I just had a friend who might be the first case of diphtheria in the country this year. If you haven't had a DTP booster shot in the last ten years, maybe it is worth while doing so. Tetanus still kills a few people in the US every year.

The list isn't very long, and there is little danger in getting "overimunized" so if you don't know what you've been imunized against it isn't so tough to just get them all.

Comment Re:I don't get it (Score 1) 430

They can tweet on their own accounts. They don't have to respond to his. That Trump won't read them is perfectly fine, both legally and otherwise.

Isn't that a bit like saying "Your letter addressed to the president will not be delivered, but you are still allowed to write it and put it into the mailbox, or post it on your front door."?

I certainly understand that the POTUS is not required to read your letters, but certainly a policy of preventing the delivery of mail from certain US citizens does seem problematical.

Of course, there are fairly strong arguments that Twitter is not similar enough to the mail system for this to be an appropriate analogy, but there are also fairly strong arugments that it is similar enough. I guess that's what the courts are going to have to decide.

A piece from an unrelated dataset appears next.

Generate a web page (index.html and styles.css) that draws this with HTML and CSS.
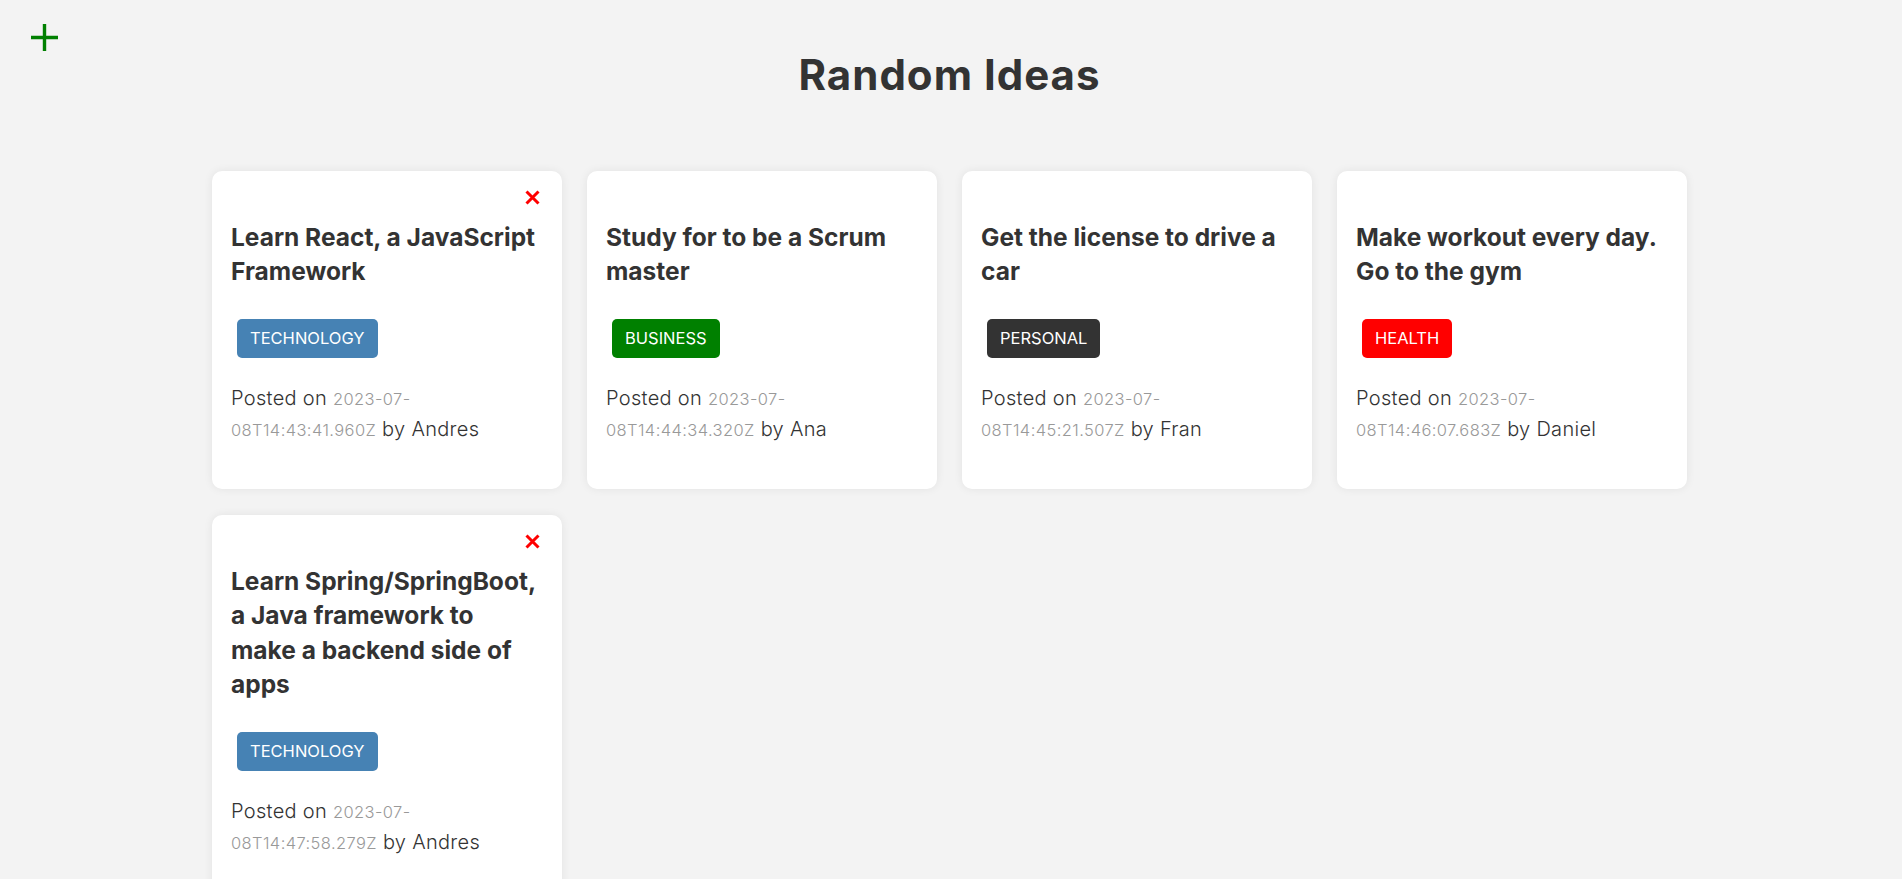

Comment Re:Nanny state socialism (Score 1) 410

It looks like it has not been passed:

I have always been a proponent of enacting legislation that creeps its way to the places I would like it to get: Maybe every two years increase the smoking age by one year. Every five or ten years add another statutory holiday. Every five years reduce the standard working week by an hour.

Similarly we should peg the minimum wage to be some fraction of the legislators' salary, or set a company's minimum salary to some fraction of the maximum compensation recieved by the executives.

Comment Re:Lawyer is a sleaze bag. (Score 1) 548

Nominal sizes are indeed standardized in the US and Canada, so this case is without merit.

I don't know. If, as alledged in the lawsuit, HD uses different dimensions online and in-store, and are inconsistent in their labeling of nonimal and actual dimensions, and in some cases in-store do not provide any indications what dimensions being advertised, it doesn't seem like a totally frivolous case.

The complain, which we have all read I am sure, goes into some detail about the size differences between "nominal" and "dressed" measurements, and makes what seems like a pretty reasonable case to me that since HD gives both measurements in some instances, they should give them in all instances. They should AT THE VERY LEAST indicate what the measurements they do state actually measure. If you are going to say that something is 2"x4"x6' as your ONLY indication of its size, then the plain meaning of 2"x4"x6' is not an unreasonable interpretation of the meaning.

Comment Re:This has to be a troll lawsuit (Score 1) 548

OK, so I went ahead and downloaded that lawsuit against Home Depot as linked above. It's actually somewhat interesting. The guy actually spends the first half of the lawsuit explaining "nominal" vs "dressed" lumber. He points out that Home Depot's online store will show you both dimensions for lumber if they are different, but that in their brick-and-mortar stores Home Depot gives you only one set of dimensions and doesn't tell you which one it is giving you. And then he shows that Home Depot sells a 4x4 piece of lumber from a brand that offers it in 3.5x3.5 and 4x4 sizes, but Home Depot doesn't tell you which one it is. You have to measure on your own or you wouldn't know.

Seems reasonable to require actual dimensions.